Bakan Günay, bu takibin Türkiye kökenli eserlerle dolu olan ABD ve Avrupa’daki büyük müzeleri de etkilediğini şöyle anlattı: “Özellikle Almanya, Fransa ve İngiltere müzelerinde etkili oldu. Henüz işbirliğine yanaşmıyorlar.  Çünkü onlar için ‘kepenk kapatma’ nedeni olabilir bu. Sergiledikleri eserlerin çoğu Türkiye’den gitme. Birçoğu çalıntı eser. Müzeler bunlara para vermiş veya bağışla almış olabilir. Ama bir külliyenin, bir caminin duvarından sökülmüş çinilerin, kitabelerin meşru yollardan alınmış olması mümkün değil.
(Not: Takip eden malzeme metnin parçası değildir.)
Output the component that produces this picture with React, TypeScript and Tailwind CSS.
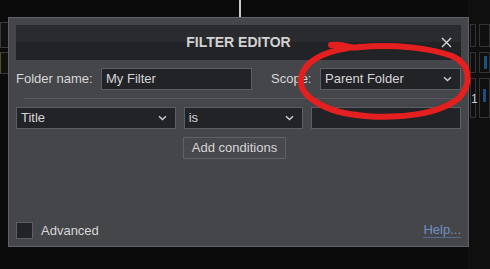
import React from 'react'

function Chevron() {
  return (
    <svg width="9" height="6" viewBox="0 0 9 6" className="shrink-0">
      <path d="M1 1.2l3.5 3.4L8 1.2" fill="none" stroke="#cfcfcf" strokeWidth={1.4} />
    </svg>
  )
}

function Select({ value, className }: { value: string; className: string }) {
  return (
    <div
      className={`flex h-[22px] items-center justify-between border border-[#5d5e63] bg-[#222326] pl-[4px] pr-[8px] text-[13px] text-[#d6d6d6] ${className}`}
    >
      <span>{value}</span>
      <Chevron />
    </div>
  )
}

export default function App() {
  return (
    <div
      className="relative h-[269px] w-[490px] overflow-hidden bg-[#0b0b0b]"
      style={{ fontFamily: '"Liberation Sans", Arial, sans-serif' }}
    >
      {/* taustalla oleva sovellus */}
      <div className="flex h-full">
        <div className="flex w-[10px] flex-col gap-[4px] pt-[22px]">
          <div className="h-[26px] border border-[#3a3a3a] bg-[#111]" />
          <div className="h-[22px] border border-[#3a3a3a] border-l-[#5b5020] bg-[#111]" />
        </div>
        <div className="flex flex-1 justify-center pl-[1px]">
          <div className="h-[17px] w-[2px] bg-[#c9c9c9]" />
        </div>
        <div className="flex w-[22px] flex-col gap-[5px] bg-[#0f0f10] pt-[24px] pl-[2px]">
          <div className="flex h-[23px] gap-[3px]">
            <div className="w-[6px] border border-[#333]" />
            <div className="flex-1 border border-[#333]" />
          </div>
          <div className="flex h-[21px] gap-[3px]">
            <div className="w-[6px] border border-[#333]" />
            <div className="flex flex-1 items-center border border-[#333] pl-[4px]">
              <div className="h-[13px] w-[3px] bg-[#1a4f80]" />
            </div>
          </div>
          <div className="flex h-[40px] gap-[3px]">
            <div className="flex w-[6px] items-start border border-[#333] pt-[14px] text-[12px] leading-none text-[#c9c9c9]">
              1
            </div>
            <div className="flex-1 border border-[#333] pt-[10px] pl-[3px]">
              <div className="h-[13px] w-[3px] bg-[#1a4f80]" />
            </div>
          </div>
        </div>
      </div>

      {/* Suodatineditori */}
      <div className="absolute left-[8px] top-[17px] flex h-[230px] w-[461px] flex-col border border-[#606166] bg-[#45464a] px-[7px] pt-[7px] pb-[6px] text-[13px] text-[#d6d6d6]">
        <div className="relative flex h-[35px] shrink-0 flex-col">
          <div className="h-[17px] bg-[#2a2b2e]" />
          <div className="flex-1 bg-[#222326]" />
          <div className="absolute inset-0 flex items-center justify-center text-[14px] font-bold text-[#d2d2d2]">
            FILTER EDITOR
          </div>
          <div className="absolute right-[9px] top-0 flex h-full items-center">
            <svg width="11" height="11" viewBox="0 0 11 11">
              <path d="M1 1l9 9M10 1L1 10" stroke="#d6d6d6" strokeWidth={1.4} />
            </svg>
          </div>
        </div>

        <div className="mt-[8px] flex h-[22px] items-center">
          <span className="w-[85px]">Folder name:</span>
          <div className="flex h-[22px] w-[151px] items-center border border-[#5d5e63] bg-[#222326] pl-[4px]">
            My Filter
          </div>
          <span className="ml-[19px] w-[49px]">Scope:</span>
          <Select value="Parent Folder" className="w-[141px]" />
        </div>

        <div className="mx-[8px] mt-[8px] h-px bg-[#58595e]" />

        <div className="mt-[8px] flex h-[22px] items-center gap-[8px]">
          <Select value="Title" className="w-[160px]" />
          <Select value="is" className="w-[120px]" />
          <div className="h-[22px] w-[150px] border border-[#5d5e63] bg-[#222326]" />
        </div>

        <div className="mt-[8px] flex pl-[167px]">
          <button className="flex h-[22px] w-[103px] items-center justify-center border border-[#5f6065] bg-[#47484c] text-[13px] text-[#d6d6d6]">
            Add conditions
          </button>
        </div>

        <div className="flex-1" />

        <div className="flex items-center justify-between">
          <div className="flex items-center gap-[8px]">
            <div className="h-[17px] w-[17px] border border-[#5d5e63] bg-[#222326]" />
            <span>Advanced</span>
          </div>
          <span className="border-b border-[#58698a] leading-[15px] text-[#6f90c2]">Help...</span>
        </div>
      </div>

      {/* punainen merkintä */}
      <svg className="pointer-events-none absolute inset-0" width="490" height="269" viewBox="0 0 490 269">
        <path
          d="M331 45 C350 43, 345 50, 360 47 C395 44, 430 48, 452 56 C471 64, 472 84, 459 98 C440 114, 400 119, 365 116 C325 113, 298 96, 301 78 C304 62, 322 52, 348 48"
          fill="none"
          stroke="#e41f1f"
          strokeWidth={6}
          strokeLinecap="round"
        />
      </svg>
    </div>
  )
}
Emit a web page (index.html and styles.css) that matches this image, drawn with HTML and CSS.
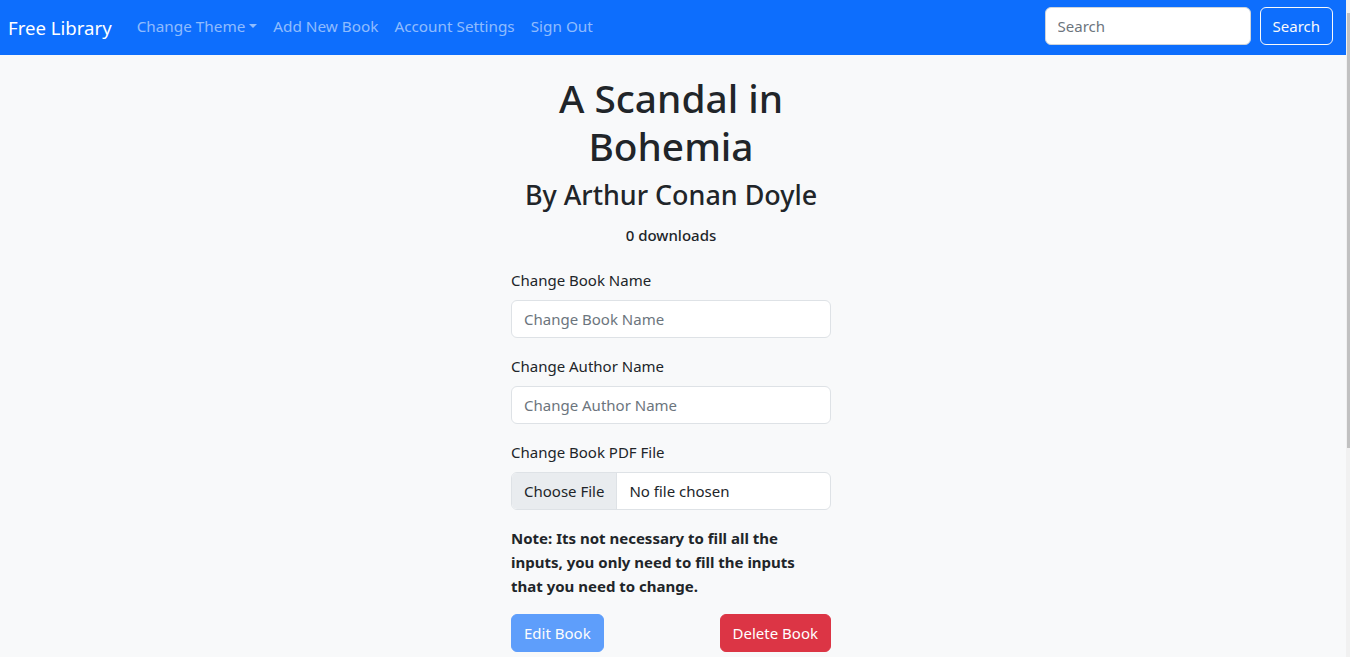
FILE: index.html
```html
<!DOCTYPE html>
<html lang="en">
<head>
<meta charset="utf-8">
<title>Free Library - A Scandal in Bohemia</title>
<link rel="stylesheet" href="styles.css">
</head>
<body>
<div class="page">
  <nav class="navbar">
    <a class="brand" href="#">Free Library</a>
    <ul class="nav-links">
      <li><a class="nav-link dropdown-toggle" href="#">Change Theme</a></li>
      <li><a class="nav-link" href="#">Add New Book</a></li>
      <li><a class="nav-link" href="#">Account Settings</a></li>
      <li><a class="nav-link" href="#">Sign Out</a></li>
    </ul>
    <form class="search-form">
      <input class="search-input" type="search" placeholder="Search">
      <button class="btn btn-outline-light" type="button">Search</button>
    </form>
  </nav>
  <main class="content">
    <h1 class="title">A Scandal in Bohemia</h1>
    <h3 class="author">By Arthur Conan Doyle</h3>
    <h6 class="downloads">0 downloads</h6>
    <form class="edit-form">
      <div class="field">
        <label class="form-label">Change Book Name</label>
        <input class="form-control" type="text" placeholder="Change Book Name">
      </div>
      <div class="field">
        <label class="form-label">Change Author Name</label>
        <input class="form-control" type="text" placeholder="Change Author Name">
      </div>
      <div class="field">
        <label class="form-label">Change Book PDF File</label>
        <div class="file-control">
          <span class="file-button">Choose File</span>
          <span class="file-name">No file chosen</span>
        </div>
      </div>
      <p class="note">Note: Its not necessary to fill all the inputs, you only need to fill the inputs that you need to change.</p>
      <div class="actions">
        <button class="btn btn-primary" type="button" disabled>Edit Book</button>
        <button class="btn btn-danger" type="button">Delete Book</button>
      </div>
    </form>
  </main>
</div>
<div class="scrollbar"><div class="thumb"></div></div>
</body>
</html>
```

FILE: styles.css
```css
* { box-sizing: border-box; }
html, body { height: 100%; }
body {
  margin: 0;
  display: flex;
  overflow: hidden;
  background: #f8f9fa;
  color: #212529;
  font-family: "Noto Sans", "Open Sans", sans-serif;
  font-size: 15px;
  line-height: 24px;
}
.page {
  flex: 1;
  min-width: 0;
  display: flex;
  flex-direction: column;
}
.scrollbar {
  width: 4px;
  background: #f1f1f1;
  padding-top: 13px;
  padding-left: 1px;
}
.thumb {
  height: 435px;
  background: #c1c1c1;
}
.navbar {
  height: 55px;
  flex: none;
  background: #0d6efd;
  display: flex;
  align-items: center;
  padding: 0 13px 3px 8px;
}
.brand {
  color: #fff;
  text-decoration: none;
  font-size: 18.6px;
  line-height: 30px;
  margin-right: 17px;
  padding-top: 3px;
}
.nav-links {
  list-style: none;
  margin: 0;
  padding: 0;
  display: flex;
  flex: 1;
}
.nav-link {
  display: block;
  padding: 8px;
  font-size: 15.3px;
  color: rgba(255,255,255,.55);
  text-decoration: none;
  margin-top: -1px;
}
.dropdown-toggle::after {
  content: "";
  display: inline-block;
  margin-left: .255em;
  vertical-align: .255em;
  border-top: .3em solid;
  border-right: .3em solid transparent;
  border-left: .3em solid transparent;
}
.search-form {
  display: flex;
  gap: 9px;
}
.search-input {
  width: 206px;
  height: 38px;
  padding: 6px 12px;
  border: 1px solid #ced4da;
  border-radius: 6px;
  font: inherit;
  color: #212529;
  background: #fff;
}
.search-input::placeholder { color: #6c757d; }
.btn {
  display: inline-block;
  height: 38px;
  padding: 6px 12px;
  font: inherit;
  border: 1px solid transparent;
  border-radius: 6px;
  background: transparent;
  cursor: pointer;
}
.btn-outline-light { color: #f8f9fa; border-color: #f8f9fa; }
.btn-primary { color: #fff; background: #0d6efd; border-color: #0d6efd; }
.btn-primary:disabled { opacity: .65; }
.btn-danger { color: #fff; background: #dc3545; border-color: #dc3545; }
.content {
  width: 320px;
  margin: 0 auto;
  position: relative;
  left: -2px;
  padding-top: 19px;
  text-align: center;
}
.title {
  margin: 0 0 8px;
  font-size: 38.8px;
  font-weight: 500;
  line-height: 48px;
}
.author {
  margin: 0 0 11px;
  font-size: 26.9px;
  font-weight: 500;
  line-height: 34px;
}
.downloads {
  margin: 0 0 21px;
  font-size: 15px;
  font-weight: 500;
  line-height: 24px;
}
.edit-form { text-align: left; }
.field { margin-bottom: 16px; }
.form-label {
  display: block;
  margin-bottom: 8px;
}
.form-control {
  display: block;
  width: 100%;
  height: 38px;
  padding: 6px 12px;
  font: inherit;
  color: #212529;
  background: #fff;
  border: 1px solid #dee2e6;
  border-radius: 6px;
}
.form-control::placeholder { color: #6c757d; }
.file-control {
  display: flex;
  height: 38px;
  background: #fff;
  border: 1px solid #dee2e6;
  border-radius: 6px;
  overflow: hidden;
}
.file-button {
  display: flex;
  align-items: center;
  padding: 0 12px;
  background: #e9ecef;
  border-right: 1px solid #dee2e6;
}
.file-name {
  display: flex;
  align-items: center;
  padding-left: 12px;
}
.note {
  margin: 0 0 16px;
  padding-right: 14px;
  font-weight: 700;
}
.actions {
  display: flex;
  justify-content: space-between;
}
```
Öte yandan, Osmanlı döneminde ‘yarısı senin yarısı benim’ mantığıyla verilmiş eserler için de etik davranma zamanı geldi. Tarihi eserler ait oldukları topraklarda bulunmalı. Biz kıran kırana bir kavgaya girmeden, etik kuralları hatırlatıyor ve işbirliği öneriyoruz.”

Kanatlı Deniz Atı broşunun iade işlemlerinin yılbaşından hemen önce veya Ocak’ta tamamlanması bekleniyor. Karun Hazinesi’nin en önemli parçası, asıl yeri olan Uşak’taki ‘güvenlikli’ yeni müze tamamlanıncaya kadar Ankara’da sergilenecek.